## WORK TO DO
Copy out each line containing "TypeScript" from the entries below.

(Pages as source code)
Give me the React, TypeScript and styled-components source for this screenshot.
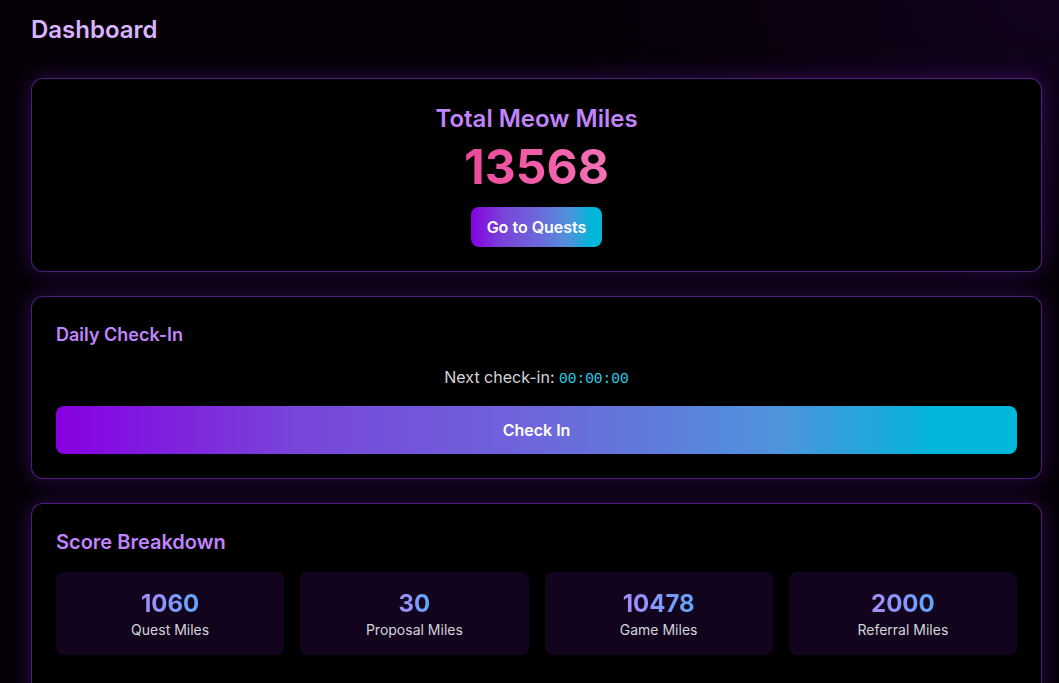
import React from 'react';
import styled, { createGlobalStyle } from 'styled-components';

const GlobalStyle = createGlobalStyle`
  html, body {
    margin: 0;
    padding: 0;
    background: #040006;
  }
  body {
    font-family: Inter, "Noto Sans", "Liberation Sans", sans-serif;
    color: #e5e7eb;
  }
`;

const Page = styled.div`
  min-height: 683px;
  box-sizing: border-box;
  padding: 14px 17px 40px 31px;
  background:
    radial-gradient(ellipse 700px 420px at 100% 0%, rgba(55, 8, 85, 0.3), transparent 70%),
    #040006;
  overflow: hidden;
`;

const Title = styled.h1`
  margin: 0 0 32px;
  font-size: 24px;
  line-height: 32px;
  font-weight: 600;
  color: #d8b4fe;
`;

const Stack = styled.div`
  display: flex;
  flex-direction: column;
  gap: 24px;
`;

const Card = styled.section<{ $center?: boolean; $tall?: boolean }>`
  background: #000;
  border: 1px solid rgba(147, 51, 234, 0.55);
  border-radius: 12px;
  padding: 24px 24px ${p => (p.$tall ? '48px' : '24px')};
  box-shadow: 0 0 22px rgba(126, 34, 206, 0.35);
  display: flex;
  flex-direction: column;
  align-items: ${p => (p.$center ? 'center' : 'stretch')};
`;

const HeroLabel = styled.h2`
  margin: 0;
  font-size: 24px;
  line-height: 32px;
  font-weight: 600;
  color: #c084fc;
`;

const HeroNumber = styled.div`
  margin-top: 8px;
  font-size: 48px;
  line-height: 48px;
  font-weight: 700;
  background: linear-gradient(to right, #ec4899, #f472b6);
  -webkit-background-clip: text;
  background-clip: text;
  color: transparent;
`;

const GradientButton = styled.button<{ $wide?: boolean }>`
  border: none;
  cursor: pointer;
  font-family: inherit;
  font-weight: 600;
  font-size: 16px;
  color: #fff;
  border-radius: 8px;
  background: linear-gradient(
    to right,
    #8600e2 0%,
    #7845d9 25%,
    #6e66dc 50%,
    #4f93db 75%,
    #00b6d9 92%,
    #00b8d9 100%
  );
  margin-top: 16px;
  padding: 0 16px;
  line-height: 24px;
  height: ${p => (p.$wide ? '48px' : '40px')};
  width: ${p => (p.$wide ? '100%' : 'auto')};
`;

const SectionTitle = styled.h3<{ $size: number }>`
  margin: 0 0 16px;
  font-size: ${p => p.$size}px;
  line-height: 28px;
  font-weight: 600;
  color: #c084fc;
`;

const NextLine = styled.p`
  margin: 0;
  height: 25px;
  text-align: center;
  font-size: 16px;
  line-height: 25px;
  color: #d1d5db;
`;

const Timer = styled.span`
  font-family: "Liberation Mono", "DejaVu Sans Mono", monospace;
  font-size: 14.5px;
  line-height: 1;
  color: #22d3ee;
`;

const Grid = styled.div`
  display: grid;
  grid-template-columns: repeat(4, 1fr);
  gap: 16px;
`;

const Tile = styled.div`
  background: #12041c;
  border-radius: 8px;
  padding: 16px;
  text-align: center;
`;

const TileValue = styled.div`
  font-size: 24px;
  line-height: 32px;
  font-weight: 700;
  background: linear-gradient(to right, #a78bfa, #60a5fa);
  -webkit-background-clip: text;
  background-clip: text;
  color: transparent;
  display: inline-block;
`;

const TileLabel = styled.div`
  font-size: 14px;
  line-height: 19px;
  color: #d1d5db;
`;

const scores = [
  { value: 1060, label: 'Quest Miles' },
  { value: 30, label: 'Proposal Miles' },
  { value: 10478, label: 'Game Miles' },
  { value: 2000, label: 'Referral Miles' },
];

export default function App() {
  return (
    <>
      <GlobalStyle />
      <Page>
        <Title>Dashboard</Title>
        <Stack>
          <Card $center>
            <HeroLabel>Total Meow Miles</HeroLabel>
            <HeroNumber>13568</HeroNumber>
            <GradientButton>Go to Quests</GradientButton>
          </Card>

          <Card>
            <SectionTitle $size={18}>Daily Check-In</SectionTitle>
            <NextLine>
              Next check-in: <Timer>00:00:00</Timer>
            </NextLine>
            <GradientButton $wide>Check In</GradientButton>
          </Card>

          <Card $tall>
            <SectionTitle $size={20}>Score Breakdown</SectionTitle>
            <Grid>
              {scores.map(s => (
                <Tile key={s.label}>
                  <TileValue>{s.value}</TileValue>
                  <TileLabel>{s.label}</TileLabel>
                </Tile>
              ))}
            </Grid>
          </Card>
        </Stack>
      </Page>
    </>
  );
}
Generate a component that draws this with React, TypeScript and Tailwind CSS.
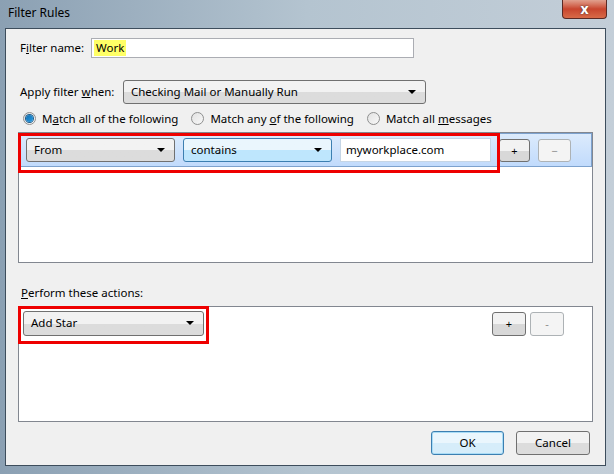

==

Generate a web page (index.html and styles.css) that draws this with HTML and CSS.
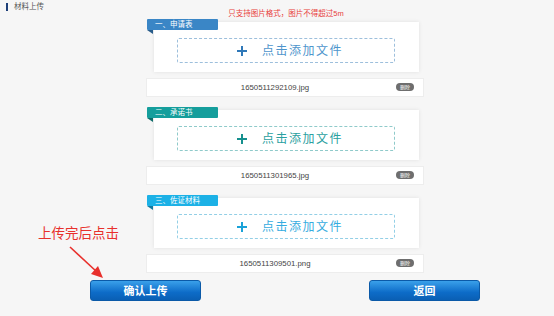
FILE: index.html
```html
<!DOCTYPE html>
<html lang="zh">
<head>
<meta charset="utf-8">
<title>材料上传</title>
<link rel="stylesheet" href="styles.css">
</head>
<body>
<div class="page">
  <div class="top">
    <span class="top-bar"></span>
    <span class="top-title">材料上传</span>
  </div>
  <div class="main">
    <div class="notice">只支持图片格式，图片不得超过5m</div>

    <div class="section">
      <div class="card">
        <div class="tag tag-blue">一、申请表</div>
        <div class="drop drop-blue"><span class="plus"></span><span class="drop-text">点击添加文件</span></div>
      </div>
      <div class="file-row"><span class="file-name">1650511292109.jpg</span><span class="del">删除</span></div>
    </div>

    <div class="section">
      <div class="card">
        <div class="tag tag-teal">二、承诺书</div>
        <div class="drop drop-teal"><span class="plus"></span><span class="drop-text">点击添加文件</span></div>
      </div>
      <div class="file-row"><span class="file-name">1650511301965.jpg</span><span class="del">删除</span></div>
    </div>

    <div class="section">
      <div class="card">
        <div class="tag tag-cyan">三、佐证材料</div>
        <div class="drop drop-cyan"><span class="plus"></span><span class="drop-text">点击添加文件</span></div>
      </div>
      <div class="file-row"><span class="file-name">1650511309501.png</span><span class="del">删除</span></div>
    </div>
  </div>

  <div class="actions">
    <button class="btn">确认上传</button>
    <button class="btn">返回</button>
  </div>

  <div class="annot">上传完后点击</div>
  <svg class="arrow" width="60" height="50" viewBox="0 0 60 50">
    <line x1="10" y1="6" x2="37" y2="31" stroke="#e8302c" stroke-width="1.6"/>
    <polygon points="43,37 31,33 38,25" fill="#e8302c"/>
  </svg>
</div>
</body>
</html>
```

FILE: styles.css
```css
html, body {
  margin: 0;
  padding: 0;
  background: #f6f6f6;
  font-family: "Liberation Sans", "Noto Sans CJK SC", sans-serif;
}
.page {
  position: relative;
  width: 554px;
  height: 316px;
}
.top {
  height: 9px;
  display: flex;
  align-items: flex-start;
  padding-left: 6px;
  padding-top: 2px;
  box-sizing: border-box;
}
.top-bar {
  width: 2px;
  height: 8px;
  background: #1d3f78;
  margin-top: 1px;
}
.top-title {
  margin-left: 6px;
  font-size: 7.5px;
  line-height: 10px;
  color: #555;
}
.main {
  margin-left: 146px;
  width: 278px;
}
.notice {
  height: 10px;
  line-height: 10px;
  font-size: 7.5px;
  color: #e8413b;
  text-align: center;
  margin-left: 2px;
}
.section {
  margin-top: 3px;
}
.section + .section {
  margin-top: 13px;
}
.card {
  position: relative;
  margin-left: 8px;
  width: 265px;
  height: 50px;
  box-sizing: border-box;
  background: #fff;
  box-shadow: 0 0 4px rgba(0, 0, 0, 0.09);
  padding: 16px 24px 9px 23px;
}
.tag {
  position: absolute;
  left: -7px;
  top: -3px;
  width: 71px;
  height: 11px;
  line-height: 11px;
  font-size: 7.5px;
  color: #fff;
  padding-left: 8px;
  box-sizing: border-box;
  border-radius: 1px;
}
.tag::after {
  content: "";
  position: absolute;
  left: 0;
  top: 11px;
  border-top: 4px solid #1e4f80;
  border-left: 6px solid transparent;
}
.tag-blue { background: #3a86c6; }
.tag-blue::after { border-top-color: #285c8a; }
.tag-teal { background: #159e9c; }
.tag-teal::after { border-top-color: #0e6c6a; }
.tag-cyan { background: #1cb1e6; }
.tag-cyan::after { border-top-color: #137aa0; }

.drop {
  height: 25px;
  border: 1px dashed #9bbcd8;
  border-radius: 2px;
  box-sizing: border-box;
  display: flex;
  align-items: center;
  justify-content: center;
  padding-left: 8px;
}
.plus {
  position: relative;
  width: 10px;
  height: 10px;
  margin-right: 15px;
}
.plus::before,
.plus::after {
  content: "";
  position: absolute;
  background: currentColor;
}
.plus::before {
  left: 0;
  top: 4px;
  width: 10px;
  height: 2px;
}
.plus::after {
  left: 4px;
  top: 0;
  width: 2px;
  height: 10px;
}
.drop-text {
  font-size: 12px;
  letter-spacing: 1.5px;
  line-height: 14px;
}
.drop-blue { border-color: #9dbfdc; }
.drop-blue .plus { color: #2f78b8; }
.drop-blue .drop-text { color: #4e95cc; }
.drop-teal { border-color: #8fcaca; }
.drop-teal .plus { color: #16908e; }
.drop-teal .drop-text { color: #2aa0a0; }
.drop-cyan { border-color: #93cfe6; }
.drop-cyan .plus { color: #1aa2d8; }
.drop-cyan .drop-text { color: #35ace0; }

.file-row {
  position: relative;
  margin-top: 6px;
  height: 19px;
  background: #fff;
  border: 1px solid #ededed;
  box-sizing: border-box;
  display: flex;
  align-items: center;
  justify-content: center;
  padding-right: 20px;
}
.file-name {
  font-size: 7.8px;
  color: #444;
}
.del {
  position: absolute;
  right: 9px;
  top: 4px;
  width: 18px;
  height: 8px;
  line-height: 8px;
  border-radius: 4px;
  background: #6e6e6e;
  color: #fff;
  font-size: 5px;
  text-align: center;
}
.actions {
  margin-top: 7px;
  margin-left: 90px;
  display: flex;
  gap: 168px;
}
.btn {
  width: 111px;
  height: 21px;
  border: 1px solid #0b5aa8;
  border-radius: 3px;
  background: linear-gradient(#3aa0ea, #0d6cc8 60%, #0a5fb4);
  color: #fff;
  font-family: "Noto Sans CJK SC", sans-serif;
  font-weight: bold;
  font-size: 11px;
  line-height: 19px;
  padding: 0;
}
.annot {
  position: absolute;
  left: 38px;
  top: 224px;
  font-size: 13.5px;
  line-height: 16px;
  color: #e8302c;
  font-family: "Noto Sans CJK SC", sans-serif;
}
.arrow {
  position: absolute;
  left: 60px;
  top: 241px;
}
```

---

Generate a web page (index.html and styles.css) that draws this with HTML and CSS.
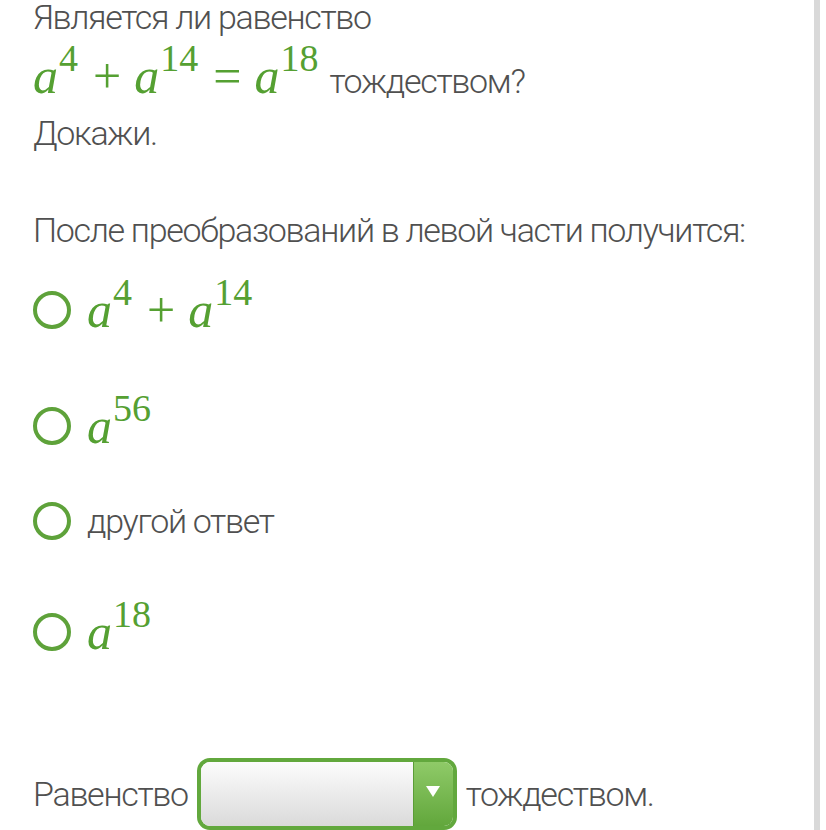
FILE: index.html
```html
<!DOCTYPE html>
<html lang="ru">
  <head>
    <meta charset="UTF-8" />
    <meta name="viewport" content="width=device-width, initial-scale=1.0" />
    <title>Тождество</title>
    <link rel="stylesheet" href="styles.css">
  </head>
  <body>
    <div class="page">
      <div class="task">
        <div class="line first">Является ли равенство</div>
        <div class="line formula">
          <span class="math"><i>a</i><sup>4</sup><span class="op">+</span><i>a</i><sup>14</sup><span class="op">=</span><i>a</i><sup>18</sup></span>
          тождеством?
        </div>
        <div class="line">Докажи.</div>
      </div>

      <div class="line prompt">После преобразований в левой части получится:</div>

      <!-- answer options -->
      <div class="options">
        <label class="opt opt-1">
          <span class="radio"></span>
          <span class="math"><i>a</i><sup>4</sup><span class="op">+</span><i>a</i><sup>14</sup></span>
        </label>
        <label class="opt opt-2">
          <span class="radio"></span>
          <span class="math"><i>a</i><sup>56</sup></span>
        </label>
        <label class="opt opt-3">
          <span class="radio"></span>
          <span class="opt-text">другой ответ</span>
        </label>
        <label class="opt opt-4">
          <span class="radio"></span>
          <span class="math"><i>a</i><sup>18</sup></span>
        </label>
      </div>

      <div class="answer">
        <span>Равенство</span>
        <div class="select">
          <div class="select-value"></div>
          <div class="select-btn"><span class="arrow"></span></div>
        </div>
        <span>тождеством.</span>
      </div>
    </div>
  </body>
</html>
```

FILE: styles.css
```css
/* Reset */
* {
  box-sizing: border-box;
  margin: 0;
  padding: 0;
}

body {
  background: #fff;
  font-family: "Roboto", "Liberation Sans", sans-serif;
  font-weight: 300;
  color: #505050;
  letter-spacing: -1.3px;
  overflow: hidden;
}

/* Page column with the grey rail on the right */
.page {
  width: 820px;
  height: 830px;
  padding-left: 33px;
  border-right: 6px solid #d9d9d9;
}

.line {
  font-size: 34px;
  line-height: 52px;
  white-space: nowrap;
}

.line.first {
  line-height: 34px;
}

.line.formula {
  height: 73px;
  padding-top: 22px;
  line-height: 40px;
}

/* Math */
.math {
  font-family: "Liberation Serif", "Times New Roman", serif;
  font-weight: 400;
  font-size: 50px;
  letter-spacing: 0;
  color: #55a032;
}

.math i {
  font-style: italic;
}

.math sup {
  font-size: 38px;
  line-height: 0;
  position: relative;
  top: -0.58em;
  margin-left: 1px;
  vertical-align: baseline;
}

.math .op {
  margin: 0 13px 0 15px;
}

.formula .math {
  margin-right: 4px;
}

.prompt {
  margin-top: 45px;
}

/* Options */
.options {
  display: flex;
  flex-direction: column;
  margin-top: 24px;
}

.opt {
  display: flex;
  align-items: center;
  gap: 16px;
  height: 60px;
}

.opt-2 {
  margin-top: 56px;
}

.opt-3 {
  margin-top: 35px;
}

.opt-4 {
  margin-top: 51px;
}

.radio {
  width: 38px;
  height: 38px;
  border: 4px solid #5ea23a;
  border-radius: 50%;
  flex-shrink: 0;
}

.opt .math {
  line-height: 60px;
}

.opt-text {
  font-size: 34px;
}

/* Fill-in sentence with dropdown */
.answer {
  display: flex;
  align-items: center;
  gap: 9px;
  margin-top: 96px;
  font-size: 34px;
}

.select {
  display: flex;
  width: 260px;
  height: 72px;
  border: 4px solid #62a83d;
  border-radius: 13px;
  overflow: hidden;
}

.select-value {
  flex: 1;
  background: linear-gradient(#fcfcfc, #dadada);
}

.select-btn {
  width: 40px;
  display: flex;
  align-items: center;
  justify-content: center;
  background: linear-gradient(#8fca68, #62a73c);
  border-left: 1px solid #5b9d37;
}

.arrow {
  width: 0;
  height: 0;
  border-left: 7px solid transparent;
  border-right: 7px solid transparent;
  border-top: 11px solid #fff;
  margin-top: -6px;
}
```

## THE RESPONSE
Give me the React, TypeScript and styled-components source for this screenshot.
Generate a component that draws this with React, TypeScript and Tailwind CSS.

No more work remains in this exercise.